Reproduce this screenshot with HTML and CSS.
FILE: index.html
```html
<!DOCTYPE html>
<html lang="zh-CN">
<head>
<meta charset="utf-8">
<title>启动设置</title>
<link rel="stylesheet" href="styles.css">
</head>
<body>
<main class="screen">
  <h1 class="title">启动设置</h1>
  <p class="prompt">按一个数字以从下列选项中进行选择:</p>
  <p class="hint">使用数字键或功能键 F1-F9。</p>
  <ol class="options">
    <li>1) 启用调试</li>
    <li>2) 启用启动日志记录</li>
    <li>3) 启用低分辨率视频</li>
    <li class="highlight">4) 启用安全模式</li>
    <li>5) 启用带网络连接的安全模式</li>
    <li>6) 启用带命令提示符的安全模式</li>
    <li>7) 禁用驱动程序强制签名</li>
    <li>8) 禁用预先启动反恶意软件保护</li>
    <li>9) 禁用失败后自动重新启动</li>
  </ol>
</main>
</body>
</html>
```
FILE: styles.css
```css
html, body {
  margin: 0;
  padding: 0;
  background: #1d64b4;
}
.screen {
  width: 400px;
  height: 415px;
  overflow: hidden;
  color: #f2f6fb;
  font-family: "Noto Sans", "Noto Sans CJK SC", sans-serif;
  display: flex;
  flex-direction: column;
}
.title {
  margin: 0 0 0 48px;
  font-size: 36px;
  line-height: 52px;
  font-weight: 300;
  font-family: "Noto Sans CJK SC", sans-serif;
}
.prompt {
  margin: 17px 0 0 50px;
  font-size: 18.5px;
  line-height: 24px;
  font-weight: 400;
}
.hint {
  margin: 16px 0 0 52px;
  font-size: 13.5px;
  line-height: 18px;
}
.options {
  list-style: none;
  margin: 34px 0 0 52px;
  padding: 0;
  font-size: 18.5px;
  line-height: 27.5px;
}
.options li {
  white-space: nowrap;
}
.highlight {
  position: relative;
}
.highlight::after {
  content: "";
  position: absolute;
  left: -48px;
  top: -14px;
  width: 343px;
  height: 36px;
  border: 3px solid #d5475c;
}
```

...

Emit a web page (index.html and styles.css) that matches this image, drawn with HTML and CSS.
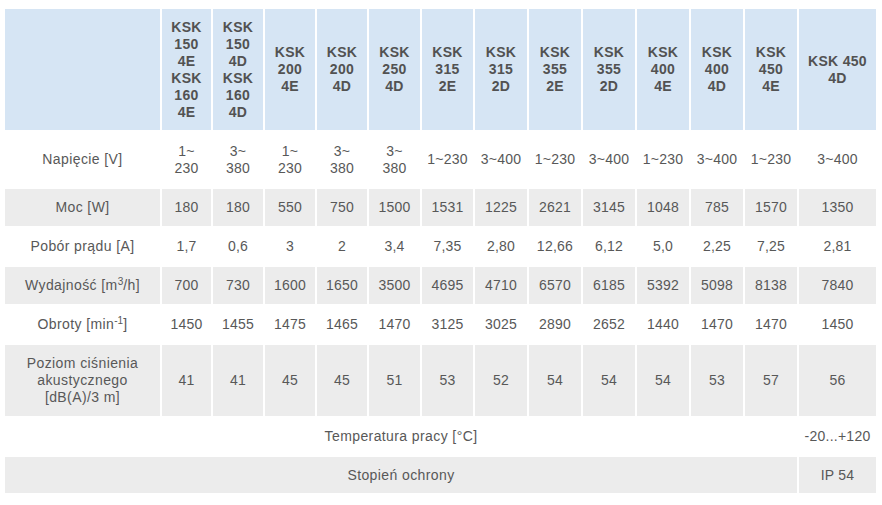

- [WRITTEN INSTRUCTION] Gather all lines of the records that include the word "styles".

- [RESPONSE]
<link rel="stylesheet" href="styles.css">
FILE: styles.css
Emit a web page (index.html and styles.css) that matches this image, drawn with HTML and CSS.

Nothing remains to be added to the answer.